### Given records
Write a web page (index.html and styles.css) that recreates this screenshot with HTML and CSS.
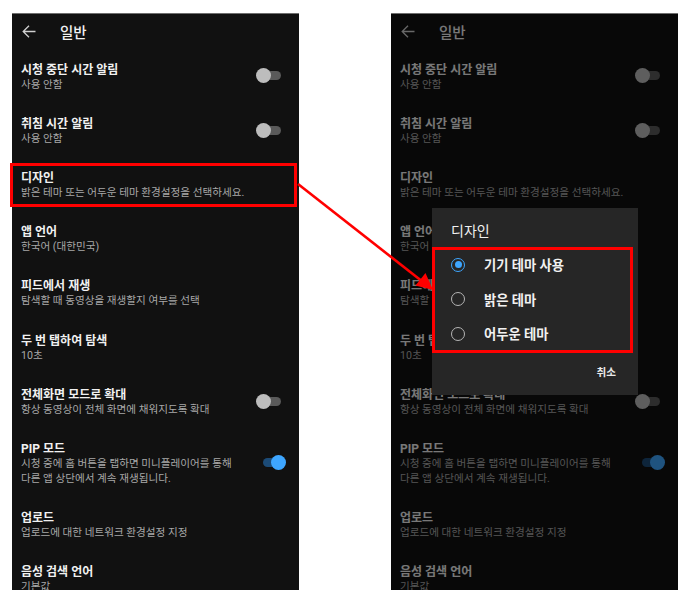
FILE: index.html
```html
<!DOCTYPE html>
<html lang="ko">
<head>
<meta charset="utf-8">
<title>일반 설정 - 디자인</title>
<link rel="stylesheet" href="styles.css">
</head>
<body>
<div class="canvas">
  <div class="phone">
    <div class="header">
      <span class="backbox"><svg class="back" width="14" height="13" viewBox="0 0 14 13"><path d="M13.5 6.5H1.2M7 0.8L1.2 6.5L7 12.2" fill="none" stroke="currentColor" stroke-width="1.3"/></svg></span>
      <span class="htitle">일반</span>
    </div>
    <div class="item"><div class="txt"><div class="t">시청 중단 시간 알림</div><div class="s">사용 안함</div></div><div class="sw"><span class="track"></span><span class="thumb"></span></div></div>
    <div class="item"><div class="txt"><div class="t">취침 시간 알림</div><div class="s">사용 안함</div></div><div class="sw"><span class="track"></span><span class="thumb"></span></div></div>
    <div class="item"><div class="txt"><div class="t">디자인</div><div class="s">밝은 테마 또는 어두운 테마 환경설정을 선택하세요.</div></div></div>
    <div class="item"><div class="txt"><div class="t">앱 언어</div><div class="s">한국어 (대한민국)</div></div></div>
    <div class="item"><div class="txt"><div class="t">피드에서 재생</div><div class="s">탐색할 때 동영상을 재생할지 여부를 선택</div></div></div>
    <div class="item"><div class="txt"><div class="t">두 번 탭하여 탐색</div><div class="s">10초</div></div></div>
    <div class="item"><div class="txt"><div class="t">전체화면 모드로 확대</div><div class="s">항상 동영상이 전체 화면에 채워지도록 확대</div></div><div class="sw"><span class="track"></span><span class="thumb"></span></div></div>
    <div class="item"><div class="txt"><div class="t">PIP 모드</div><div class="s">시청 중에 홈 버튼을 탭하면 미니플레이어를 통해<br>다른 앱 상단에서 계속 재생됩니다.</div></div><div class="sw on"><span class="track"></span><span class="thumb"></span></div></div>
    <div class="item"><div class="txt"><div class="t">업로드</div><div class="s">업로드에 대한 네트워크 환경설정 지정</div></div></div>
    <div class="item"><div class="txt"><div class="t">음성 검색 언어</div><div class="s">기본값</div></div></div>
  </div>

  <div class="phone">
    <div class="header">
      <span class="backbox"><svg class="back" width="14" height="13" viewBox="0 0 14 13"><path d="M13.5 6.5H1.2M7 0.8L1.2 6.5L7 12.2" fill="none" stroke="currentColor" stroke-width="1.3"/></svg></span>
      <span class="htitle">일반</span>
    </div>
    <div class="item"><div class="txt"><div class="t">시청 중단 시간 알림</div><div class="s">사용 안함</div></div><div class="sw"><span class="track"></span><span class="thumb"></span></div></div>
    <div class="item"><div class="txt"><div class="t">취침 시간 알림</div><div class="s">사용 안함</div></div><div class="sw"><span class="track"></span><span class="thumb"></span></div></div>
    <div class="item"><div class="txt"><div class="t">디자인</div><div class="s">밝은 테마 또는 어두운 테마 환경설정을 선택하세요.</div></div></div>
    <div class="item"><div class="txt"><div class="t">앱 언어</div><div class="s">한국어 (대한민국)</div></div></div>
    <div class="item"><div class="txt"><div class="t">피드에서 재생</div><div class="s">탐색할 때 동영상을 재생할지 여부를 선택</div></div></div>
    <div class="item"><div class="txt"><div class="t">두 번 탭하여 탐색</div><div class="s">10초</div></div></div>
    <div class="item"><div class="txt"><div class="t">전체화면 모드로 확대</div><div class="s">항상 동영상이 전체 화면에 채워지도록 확대</div></div><div class="sw"><span class="track"></span><span class="thumb"></span></div></div>
    <div class="item"><div class="txt"><div class="t">PIP 모드</div><div class="s">시청 중에 홈 버튼을 탭하면 미니플레이어를 통해<br>다른 앱 상단에서 계속 재생됩니다.</div></div><div class="sw on"><span class="track"></span><span class="thumb"></span></div></div>
    <div class="item"><div class="txt"><div class="t">업로드</div><div class="s">업로드에 대한 네트워크 환경설정 지정</div></div></div>
    <div class="item"><div class="txt"><div class="t">음성 검색 언어</div><div class="s">기본값</div></div></div>

    <div class="scrim"></div>
    <div class="dialog">
      <div class="dtitle">디자인</div>
      <div class="opt"><span class="radio sel"></span><span class="olabel">기기 테마 사용</span></div>
      <div class="opt"><span class="radio"></span><span class="olabel">밝은 테마</span></div>
      <div class="opt"><span class="radio"></span><span class="olabel">어두운 테마</span></div>
      <div class="dactions"><span class="cancel">취소</span></div>
    </div>
  </div>

  <svg class="annot" width="689" height="596" viewBox="0 0 689 596">
    <rect x="11.5" y="164.5" width="284" height="41" fill="none" stroke="#ff0000" stroke-width="3"/>
    <rect x="433.5" y="248.5" width="198" height="103" fill="none" stroke="#ff0000" stroke-width="3"/>
    <line x1="298" y1="184" x2="423" y2="282" stroke="#ff0000" stroke-width="2.6"/>
    <polygon points="433,290 415.5,285.5 425.5,273" fill="#ff0000"/>
  </svg>
</div>
</body>
</html>
```

FILE: styles.css
```css
html, body {
  margin: 0;
  padding: 0;
  background: #ffffff;
}

body {
  font-family: Roboto, "Noto Sans CJK KR", sans-serif;
  width: 689px;
  height: 596px;
  overflow: hidden;
}

.canvas {
  position: relative;
  width: 689px;
  height: 596px;
  display: flex;
  gap: 92px;
  padding: 13px 0 0 12px;
  box-sizing: border-box;
}

.phone {
  position: relative;
  width: 287px;
  height: 577px;
  background: #111111;
  border-top: 1px solid #6e6e6e;
  box-sizing: border-box;
  overflow: hidden;
  flex: none;
}

.header {
  height: 35.5px;
  display: flex;
  align-items: center;
  padding-left: 10px;
  padding-bottom: 0.5px;
  color: #d0d0d0;
}

.backbox {
  width: 38px;
  flex: none;
  display: flex;
  align-items: center;
}

.back {
  display: block;
}

.htitle {
  font-size: 14.5px;
  font-weight: 500;
  color: #f1f1f1;
}

.item {
  display: flex;
  align-items: center;
  justify-content: space-between;
  padding: 11.7px 13px 12px 9px;
}

.t {
  font-size: 12px;
  line-height: 16px;
  font-weight: 700;
  color: #f1f1f1;
}

.s {
  font-size: 10.6px;
  line-height: 14.5px;
  color: #a8a8a8;
}

.sw {
  position: relative;
  width: 30px;
  height: 15px;
  flex: none;
  margin-top: -2px;
}

.track {
  position: absolute;
  left: 5px;
  top: 3px;
  width: 20px;
  height: 9px;
  border-radius: 5px;
  background: #5a5a5a;
}

.thumb {
  position: absolute;
  left: 0;
  top: 0;
  width: 15px;
  height: 15px;
  border-radius: 50%;
  background: #bdbdbd;
}

.sw.on .track {
  left: 7px;
  background: #1c4b77;
}

.sw.on .thumb {
  left: auto;
  right: 0;
  background: #3ea6ff;
}

.scrim {
  position: absolute;
  inset: 0;
  background: rgba(0, 0, 0, 0.5);
}

.dialog {
  position: absolute;
  left: 41px;
  top: 194px;
  width: 206px;
  height: 187px;
  background: #262626;
  box-sizing: border-box;
  padding-top: 14px;
}

.dtitle {
  padding-left: 19px;
  font-size: 14px;
  line-height: 18px;
  color: #f1f1f1;
}

.opt {
  display: flex;
  align-items: center;
  height: 34.5px;
  padding-left: 19px;
}

.dtitle + .opt {
  margin-top: 7.5px;
}

.radio {
  width: 14px;
  height: 14px;
  border-radius: 50%;
  border: 1.6px solid #b5b5b5;
  box-sizing: border-box;
  position: relative;
  flex: none;
}

.radio.sel {
  border-color: #3ea6ff;
}

.radio.sel::after {
  content: "";
  position: absolute;
  left: 50%;
  top: 50%;
  width: 7px;
  height: 7px;
  margin: -3.5px 0 0 -3.5px;
  border-radius: 50%;
  background: #3ea6ff;
}

.olabel {
  margin-left: 19px;
  font-size: 13.3px;
  font-weight: 700;
  color: #f1f1f1;
}

.dactions {
  display: flex;
  justify-content: flex-end;
  padding: 13px 22px 0 0;
}

.cancel {
  font-size: 10.6px;
  font-weight: 700;
  color: #e8e8e8;
}

.annot {
  position: absolute;
  left: 0;
  top: 0;
  pointer-events: none;
}
```
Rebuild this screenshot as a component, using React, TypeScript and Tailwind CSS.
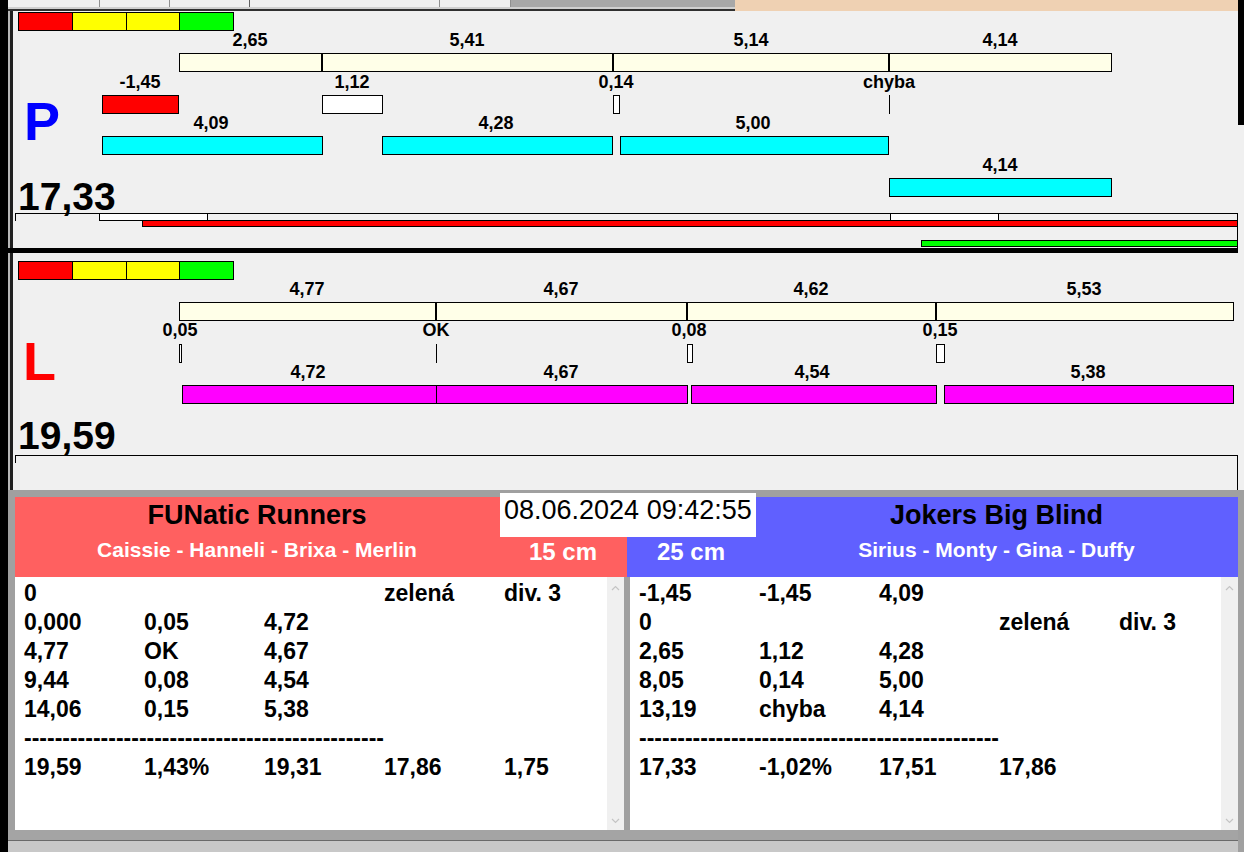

### Work instructions
Pull out each line holding the string "styles".

### Answer
Write a web page (index.html and styles.css) that recreates this screenshot with HTML and CSS.
<link rel="stylesheet" href="styles.css">
FILE: styles.css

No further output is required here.